Pourtant, le nombre de praticiens est en légère augmentation. Ils sont environ 5.800 aujourd'hui. La situation pourrait bien s'améliorer à l'horizon 2023. "Le nombre de départ en retraite va chuter, passant de 200-250 par an, à 150 environ," affirme le Dr Thierry Bour. Selon le syndicat, 1.100 ophtalmos travaillent aujourd'hui dans le cas d'un cumul emploi-retraite, c'est-à-dire qu'ils continuent à exercer au-delà de 65 ans, généralement à temps partiel.
Méthode de l'étude du Guide Santé
L'enquête du Guide Santé a été menée du 4 au 25 mai 2020. Des "patients mystères" ont contacté l'ensemble des 4721 ophtalmologues convetionnés en exercice en France métropolitaine. Trois demandes de rendez-vous pour un nouveau patient ont été formulées pour chaque cabinet.Soit il a été impossible de prendre un seul rendez-vous, soit le délai d'attente a été calculé en faisant la moyenne des trois premiers rendez-vous disponibles proposés par le ou les cabinet(s).

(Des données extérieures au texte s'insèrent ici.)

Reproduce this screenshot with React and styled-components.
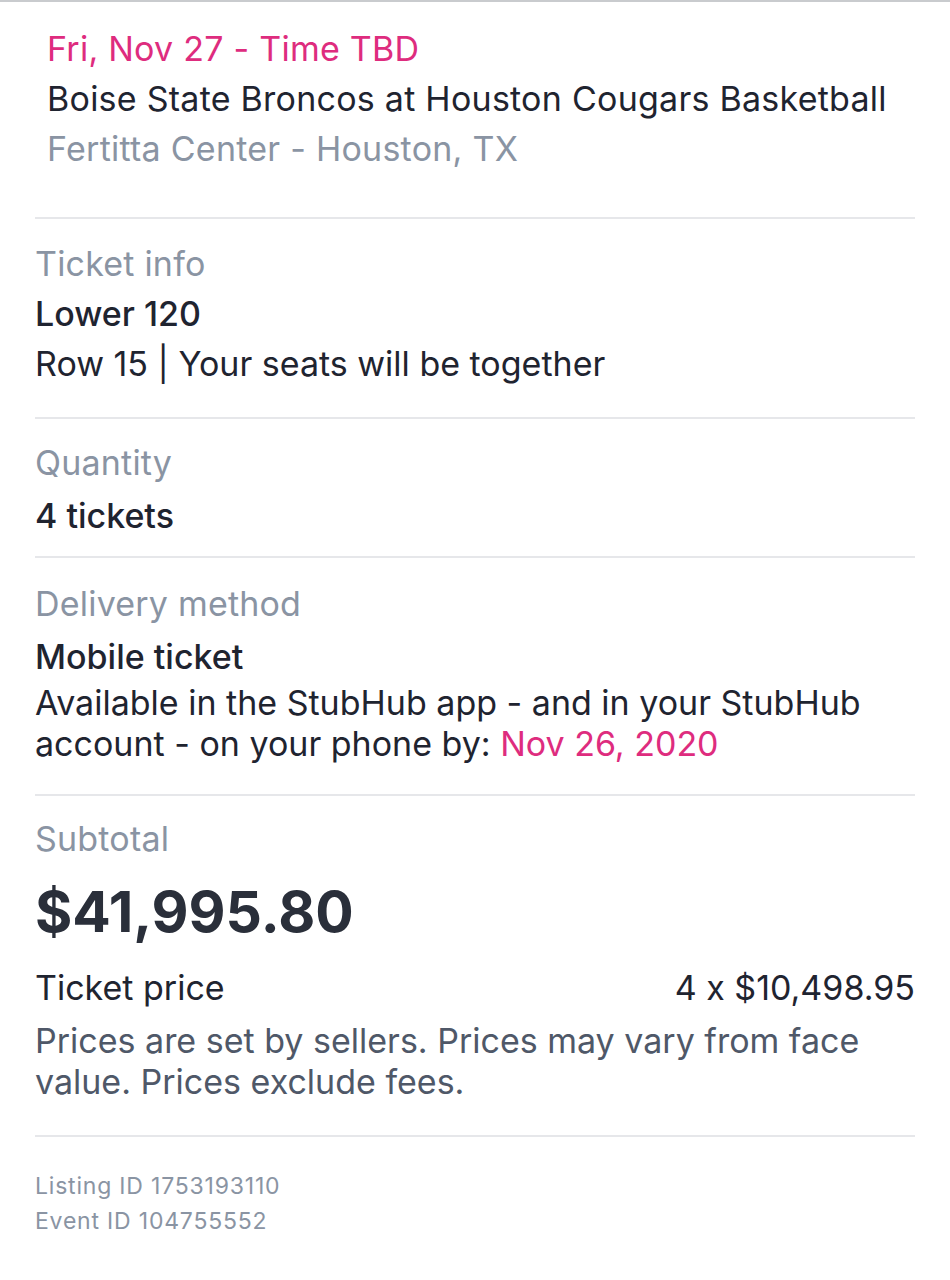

Le président du Syndicat national des ophtalmologistes de France (Snof), le docteur Thierry Bour, est étonné par les résultats. "L'enquête a été réalisée pendant un contexte particulier, après le confinement. Tout est bouleversé depuis le début de la crise sanitaire, explique le docteur Thierry Bour. J'ai beaucoup de créneau disponible en ce moment dans mon cabinet, on reçoit moins d'appels que d'habitude."